Independent experts led by the International Energy Agency, with the International Renewable Energy Agency, based in Abu Dhabi, and the UN climate action champions will produce an annual report to track progress and advise on action. Countries will then discuss how they can work together for faster progress.
A group of leading international scientific organisations will make a new commitment to improve the assessment and communication of climate risk, which will inform world leaders’ decisions.
The coalition, including the World Meteorological Organisation and the World Climate Research Programme, will seek to ensure that research and reports for policymakers set out clearly the full scale of the dangers if global temperature increase is not held below 1.5°C.
UAE part of low-carbon steel consortium
The Industrial Deep Decarbonisation Initiative will also be launched, with the UAE, UK, India, Germany and Canada working together to create new markets for low-carbon steel and concrete.
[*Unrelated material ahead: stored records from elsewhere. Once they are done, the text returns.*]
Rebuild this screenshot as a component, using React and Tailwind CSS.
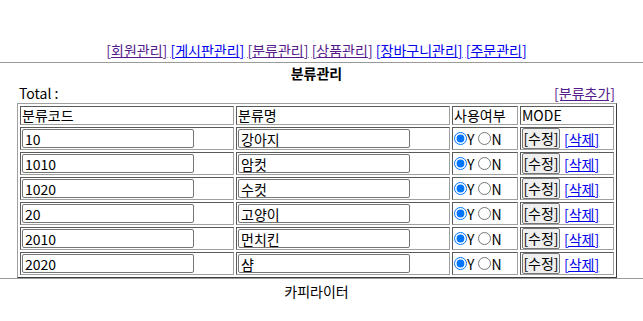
import { useState } from "react";

const NAV = [
  { label: "회원관리", visited: true },
  { label: "게시판관리", visited: false },
  { label: "분류관리", visited: true },
  { label: "상품관리", visited: true },
  { label: "장바구니관리", visited: false },
  { label: "주문관리", visited: false },
];

const ROWS = [
  { code: "10", name: "강아지" },
  { code: "1010", name: "암컷" },
  { code: "1020", name: "수컷" },
  { code: "20", name: "고양이" },
  { code: "2010", name: "먼치킨" },
  { code: "2020", name: "샴" },
];

const cell =
  "border border-t-[#5a5a5a] border-l-[#5a5a5a] border-r-[#a0a0a0] border-b-[#a0a0a0] p-[1px] align-middle text-left";

const field =
  "block w-[172px] h-[19px] px-[2px] text-[14px] leading-[17px] border border-[#767676] rounded-[2px] bg-white";

function App() {
  const [rows] = useState(ROWS);

  return (
    <div className="min-h-[321px] bg-white text-black text-[14px] leading-[18px] font-['Noto_Sans_CJK_KR',sans-serif]">
      {/* NAV */}
      <div className="w-[633px] pt-[41px] text-center">
        {NAV.map((n, i) => (
          <span key={i}>
            <a
              href="#"
              className={`underline ${n.visited ? "text-[#551a8b]" : "text-[#0000ee]"}`}
            >
              [{n.label}]
            </a>
            {i < NAV.length - 1 ? " " : ""}
          </span>
        ))}
      </div>

      <div className="mt-[3px] h-px bg-[#9a9a9a]" />

      {/* TITLE */}
      <div className="w-[633px] mt-[1px] text-center font-bold">분류관리</div>

      {/* TOTAL */}
      <div className="ml-[17px] w-[600px] mt-[2px] px-[2px] flex justify-between">
        <span>Total :</span>
        <a href="#" className="underline text-[#551a8b]">
          [분류추가]
        </a>
      </div>

      {/* TABLE */}
      <table className="ml-[17px] mt-[1px] w-[600px] table-fixed border-separate border-spacing-[2px] border border-t-[#a0a0a0] border-l-[#a0a0a0] border-r-[#3c3c3c] border-b-[#3c3c3c]">
        <thead>
          <tr>
            <th className={`${cell} w-[214px] h-[19px] leading-[15px] font-normal`}>분류코드</th>
            <th className={`${cell} w-[214px] h-[19px] leading-[15px] font-normal`}>분류명</th>
            <th className={`${cell} w-[66px] h-[19px] leading-[15px] font-normal`}>사용여부</th>
            <th className={`${cell} w-[94px] h-[19px] leading-[15px] font-normal`}>MODE</th>
          </tr>
        </thead>
        <tbody>
          {rows.map((r, idx) => (
            <tr key={idx}>
              <td className={cell}>
                <div className="h-[19px] flex items-center">
                  <input defaultValue={r.code} className={field} />
                </div>
              </td>
              <td className={cell}>
                <div className="h-[19px] flex items-center">
                  <input defaultValue={r.name} className={field} />
                </div>
              </td>
              <td className={cell}>
                <div className="h-[19px] flex items-center whitespace-nowrap">
                  <input
                    type="radio"
                    name={`use${idx}`}
                    defaultChecked
                    className="m-0 w-[13px] h-[13px] accent-[#0075ff]"
                  />
                  <span>Y</span>
                  <input
                    type="radio"
                    name={`use${idx}`}
                    className="m-0 ml-[4px] w-[13px] h-[13px]"
                  />
                  <span>N</span>
                </div>
              </td>
              <td className={cell}>
                <div className="h-[19px] flex items-center whitespace-nowrap">
                  <button className="w-[38px] h-[21px] p-0 bg-[#efefef] border border-[#767676] rounded-[2px] text-[14px] leading-[17px] text-center">
                    [수정]
                  </button>
                  <a href="#" className="ml-[4px] underline text-[#0000ee]">
                    [삭제]
                  </a>
                </div>
              </td>
            </tr>
          ))}
        </tbody>
      </table>

      <div className="h-px bg-[#9a9a9a]" />

      {/* FOOTER */}
      <div className="w-[633px] mt-[3px] text-center">카피라이터</div>
    </div>
  );
}

export default App;
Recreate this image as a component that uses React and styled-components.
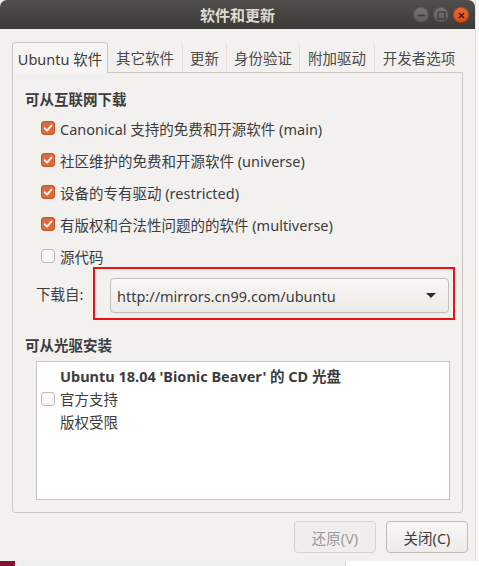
import React from 'react'
import styled, { createGlobalStyle } from 'styled-components'

const GlobalStyle = createGlobalStyle`
  html, body { margin: 0; padding: 0; }
  body {
    width: 479px;
    height: 566px;
    overflow: hidden;
    background: #f4f4f4;
    font-family: "Noto Sans", "Noto Sans CJK SC", sans-serif;
  }
`

const FONT = `"Noto Sans", "Noto Sans CJK SC", sans-serif`

const Screen = styled.div`
  width: 479px;
  height: 566px;
  display: flex;
  flex-direction: column;
`

const TopRow = styled.div`
  display: flex;
  height: 561px;
`

const Window = styled.div`
  width: 475px;
  display: flex;
  flex-direction: column;
  background: #f2f1f0;
  border-radius: 7px 7px 0 0;
  overflow: hidden;
  box-shadow: 0 1px 3px rgba(0,0,0,0.25);
`

const RightStrip = styled.div`
  flex: 1;
  background: #f7f7f7;
  border-left: 1px solid #e2e0de;
`

const BottomStrip = styled.div`
  height: 5px;
  display: flex;
`

const Seg = styled.div`
  width: ${p => p.w}px;
  flex: ${p => (p.w ? 'none' : 1)};
  background: ${p => p.bg};
  border-left: ${p => (p.line ? '1px solid #d8d6d4' : 'none')};
`

const TitleBar = styled.div`
  height: 29px;
  flex: none;
  display: flex;
  align-items: center;
  justify-content: center;
  position: relative;
  background: linear-gradient(#504e4a, #3c3b37);
  color: #dfdbd2;
  font-family: ${FONT};
  font-size: 15px;
  font-weight: 600;
`

const Controls = styled.div`
  position: absolute;
  right: 6px;
  top: 7px;
  display: flex;
  gap: 4px;
`

const Ctl = styled.div`
  width: 16px;
  height: 16px;
  border-radius: 50%;
  background: ${p => (p.close ? 'linear-gradient(#f0683a, #d94a1c)' : 'linear-gradient(#7a7873, #5b5955)')};
  display: flex;
  align-items: center;
  justify-content: center;
  box-shadow: inset 0 0 0 1px rgba(0,0,0,0.25);
`

const Body = styled.div`
  flex: 1;
  display: flex;
  flex-direction: column;
  padding: 13px 7px 8px 12px;
  font-family: ${FONT};
  font-size: 14.5px;
  color: #3c3c3c;
`

const Tabs = styled.div`
  display: flex;
  height: 30px;
  margin-right: 5px;
`

const Tab = styled.div`
  box-sizing: border-box;
  width: ${p => p.w}px;
  flex: none;
  display: flex;
  align-items: center;
  justify-content: center;
  white-space: nowrap;
  color: ${p => (p.active ? '#3c3c3c' : '#4a4a4a')};
  background: ${p => (p.active ? '#f6f5f4' : 'transparent')};
  border: ${p => (p.active ? '1px solid #cdc7c2' : 'none')};
  border-bottom: none;
  border-radius: 4px 4px 0 0;
  margin-bottom: ${p => (p.active ? '-1px' : '0')};
  height: ${p => (p.active ? '31px' : '30px')};
  z-index: ${p => (p.active ? 1 : 0)};
  border-right: ${p => (p.active ? '1px solid #cdc7c2' : p.last ? 'none' : '1px solid #e2dfdc')};
  padding-top: 1px;
`

const Frame = styled.div`
  box-sizing: border-box;
  height: 441px;
  margin-right: 5px;
  border: 1px solid #cdc7c2;
  border-radius: 0 0 3px 3px;
  background: #f2f1f0;
  display: flex;
  flex-direction: column;
  padding: 16px 12px 12px 12px;
`

const Heading = styled.div`
  font-weight: 700;
  height: 20px;
  line-height: 20px;
  color: #3c3c3c;
`

const CheckList = styled.div`
  display: flex;
  flex-direction: column;
  margin-top: 3px;
  padding-left: 16px;
`

const CheckRow = styled.div`
  display: flex;
  align-items: center;
  gap: 5px;
  height: 32px;
`

const Box = styled.div`
  box-sizing: border-box;
  width: 14px;
  height: 14px;
  border-radius: 3px;
  flex: none;
  display: flex;
  align-items: center;
  justify-content: center;
  background: ${p => (p.checked ? '#dd6a3a' : '#f8f7f6')};
  border: 1px solid ${p => (p.checked ? '#c2552a' : '#bdb8b3')};
`

const SourceRow = styled.div`
  display: flex;
  align-items: center;
  margin-top: -5px;
  padding-left: 11px;
  margin-right: -5px;
`

const Label = styled.div`
  width: 57px;
  color: #3c3c3c;
`

const RedBox = styled.div`
  flex: 1;
  height: 53px;
  box-sizing: border-box;
  border: 2px solid #ee1111;
  padding: 9px 4px 5px 15px;
`

const Combo = styled.div`
  box-sizing: border-box;
  height: 35px;
  border: 1px solid #c4bfba;
  border-radius: 4px;
  background: linear-gradient(#f7f6f5, #edebe9);
  display: flex;
  align-items: center;
  justify-content: space-between;
  padding: 0 12px 0 6px;
  color: #3c3c3c;
  box-shadow: 0 1px 0 rgba(0,0,0,0.05);
`

const Arrow = styled.div`
  width: 0;
  height: 0;
  border-left: 5px solid transparent;
  border-right: 5px solid transparent;
  border-top: 5px solid #2e2e2e;
`

const Heading2 = styled(Heading)`
  margin-top: 15px;
`

const ListBox = styled.div`
  margin: 6px 0 0 11px;
  flex: 1;
  background: #ffffff;
  border: 1px solid #c9c4bf;
  display: flex;
  align-items: flex-start;
  padding: 3px 0 0 4px;
`

const ListCheck = styled.div`
  padding-top: 27px;
`

const ListText = styled.div`
  display: flex;
  flex-direction: column;
  margin-left: 5px;
  line-height: 23px;
`

const Bold = styled.div`
  font-weight: 700;
`

const Buttons = styled.div`
  display: flex;
  justify-content: flex-end;
  gap: 10px;
  margin-top: 8px;
`

const Button = styled.div`
  box-sizing: border-box;
  width: 82px;
  height: 32px;
  border-radius: 4px;
  border: 1px solid ${p => (p.disabled ? '#d6d2ce' : '#bfbab5')};
  background: ${p => (p.disabled ? '#efeeed' : 'linear-gradient(#f8f7f6, #edebe9)')};
  color: ${p => (p.disabled ? '#9b9a99' : '#3c3c3c')};
  display: flex;
  align-items: center;
  justify-content: center;
`

function Check({ checked }) {
  return (
    <Box checked={checked}>
      {checked && (
        <svg width="10" height="10" viewBox="0 0 10 10">
          <path d="M1.5 5.2 L4 7.6 L8.6 2.4" stroke="#fff" strokeWidth="1.8" fill="none" strokeLinecap="round" strokeLinejoin="round" />
        </svg>
      )}
    </Box>
  )
}

const sources = [
  { text: 'Canonical 支持的免费和开源软件 (main)', checked: true },
  { text: '社区维护的免费和开源软件 (universe)', checked: true },
  { text: '设备的专有驱动 (restricted)', checked: true },
  { text: '有版权和合法性问题的的软件 (multiverse)', checked: true },
  { text: '源代码', checked: false },
]

const tabs = [
  { t: 'Ubuntu 软件', w: 96 },
  { t: '其它软件', w: 75 },
  { t: '更新', w: 44 },
  { t: '身份验证', w: 73 },
  { t: '附加驱动', w: 75 },
  { t: '开发者选项', w: 88 },
]

export default function App() {
  return (
    <Screen>
      <GlobalStyle />
      <TopRow>
        <Window>
          <TitleBar>
            软件和更新
            <Controls>
              <Ctl>
                <svg width="9" height="9" viewBox="0 0 9 9"><path d="M1 4.5 H8" stroke="#3a3936" strokeWidth="1.3" /></svg>
              </Ctl>
              <Ctl>
                <svg width="9" height="9" viewBox="0 0 9 9"><rect x="1" y="1" width="7" height="7" stroke="#3a3936" strokeWidth="1.2" fill="none" /></svg>
              </Ctl>
              <Ctl close>
                <svg width="9" height="9" viewBox="0 0 9 9"><path d="M2 2 L7 7 M7 2 L2 7" stroke="#3a1a10" strokeWidth="1.3" /></svg>
              </Ctl>
            </Controls>
          </TitleBar>
          <Body>
            <Tabs>
              {tabs.map((t, i) => (
                <Tab key={t.t} w={t.w} active={i === 0} last={i === tabs.length - 1}>{t.t}</Tab>
              ))}
            </Tabs>
            <Frame>
              <Heading>可从互联网下载</Heading>
              <CheckList>
                {sources.map(s => (
                  <CheckRow key={s.text}>
                    <Check checked={s.checked} />
                    <span>{s.text}</span>
                  </CheckRow>
                ))}
              </CheckList>
              <SourceRow>
                <Label>下载自:</Label>
                <RedBox>
                  <Combo>
                    <span>http://mirrors.cn99.com/ubuntu</span>
                    <Arrow />
                  </Combo>
                </RedBox>
              </SourceRow>
              <Heading2>可从光驱安装</Heading2>
              <ListBox>
                <ListCheck>
                  <Check />
                </ListCheck>
                <ListText>
                  <Bold>Ubuntu 18.04 'Bionic Beaver' 的 CD 光盘</Bold>
                  <span>官方支持</span>
                  <span>版权受限</span>
                </ListText>
              </ListBox>
            </Frame>
            <Buttons>
              <Button disabled>还原(V)</Button>
              <Button>关闭(C)</Button>
            </Buttons>
          </Body>
        </Window>
        <RightStrip />
      </TopRow>
      <BottomStrip>
        <Seg w={15} bg="#7a1530" />
        <Seg w={330} bg="#efefef" />
        <Seg bg="#ffffff" line />
      </BottomStrip>
    </Screen>
  )
}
Member governments will commit to the disclosure of carbon in major public construction by no later than 2025, pledge to achieve net zero in building steel and concrete by 2050 and work towards an emission reduction for 2030, to be announced next year.
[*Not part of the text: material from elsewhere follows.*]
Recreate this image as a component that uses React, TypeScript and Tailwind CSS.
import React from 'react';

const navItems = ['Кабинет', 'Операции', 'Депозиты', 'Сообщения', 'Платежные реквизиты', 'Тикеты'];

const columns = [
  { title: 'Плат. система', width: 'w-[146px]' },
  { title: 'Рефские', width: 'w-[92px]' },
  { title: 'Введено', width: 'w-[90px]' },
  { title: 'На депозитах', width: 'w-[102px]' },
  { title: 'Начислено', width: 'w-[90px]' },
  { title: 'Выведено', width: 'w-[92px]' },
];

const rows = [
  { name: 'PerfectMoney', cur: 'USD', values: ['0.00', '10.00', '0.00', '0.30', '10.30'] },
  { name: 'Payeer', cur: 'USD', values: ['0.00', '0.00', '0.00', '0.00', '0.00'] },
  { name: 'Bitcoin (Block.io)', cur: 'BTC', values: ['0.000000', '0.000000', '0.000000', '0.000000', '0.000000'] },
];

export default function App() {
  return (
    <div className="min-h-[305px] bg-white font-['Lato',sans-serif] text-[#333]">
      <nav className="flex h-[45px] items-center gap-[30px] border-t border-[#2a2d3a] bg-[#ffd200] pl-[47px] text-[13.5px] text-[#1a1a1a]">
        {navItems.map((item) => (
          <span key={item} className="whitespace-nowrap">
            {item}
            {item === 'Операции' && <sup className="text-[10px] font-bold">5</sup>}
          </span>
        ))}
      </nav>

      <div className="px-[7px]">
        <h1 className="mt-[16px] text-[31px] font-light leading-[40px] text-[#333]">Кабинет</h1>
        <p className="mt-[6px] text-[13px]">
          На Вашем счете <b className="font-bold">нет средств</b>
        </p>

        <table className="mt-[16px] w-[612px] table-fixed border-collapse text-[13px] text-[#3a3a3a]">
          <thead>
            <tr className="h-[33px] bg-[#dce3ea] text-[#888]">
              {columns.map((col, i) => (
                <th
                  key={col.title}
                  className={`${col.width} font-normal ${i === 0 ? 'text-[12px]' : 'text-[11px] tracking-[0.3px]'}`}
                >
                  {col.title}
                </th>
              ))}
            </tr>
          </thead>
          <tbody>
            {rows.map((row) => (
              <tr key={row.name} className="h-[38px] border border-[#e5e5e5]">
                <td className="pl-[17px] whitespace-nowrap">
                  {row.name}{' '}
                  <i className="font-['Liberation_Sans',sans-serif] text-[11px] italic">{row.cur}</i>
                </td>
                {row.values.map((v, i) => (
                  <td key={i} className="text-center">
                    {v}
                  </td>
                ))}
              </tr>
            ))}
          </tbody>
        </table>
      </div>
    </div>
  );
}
The UK, in partnership with Italy, is establishing a global partnership to use the power of science and innovation to address important challenges blocking the path to a climate-resilient, net-zero future.
This partnership will unite countries to pool scientific expertise and bring citizens’ voices into policymaking, by running region-led projects to tackle specific net-zero challenges.
And 47 countries, including Malawi, Spain, Morocco and the US, have committed to building health systems that are able to withstand the effects of climate change and which are low-carbon and sustainable.
These include 42 nations, producing more than a third of global healthcare emissions, that have committed to develop sustainable, low-carbon health systems.
Twelve of these countries have set a deadline of 2050 or earlier, by which time their health systems will reach net zero.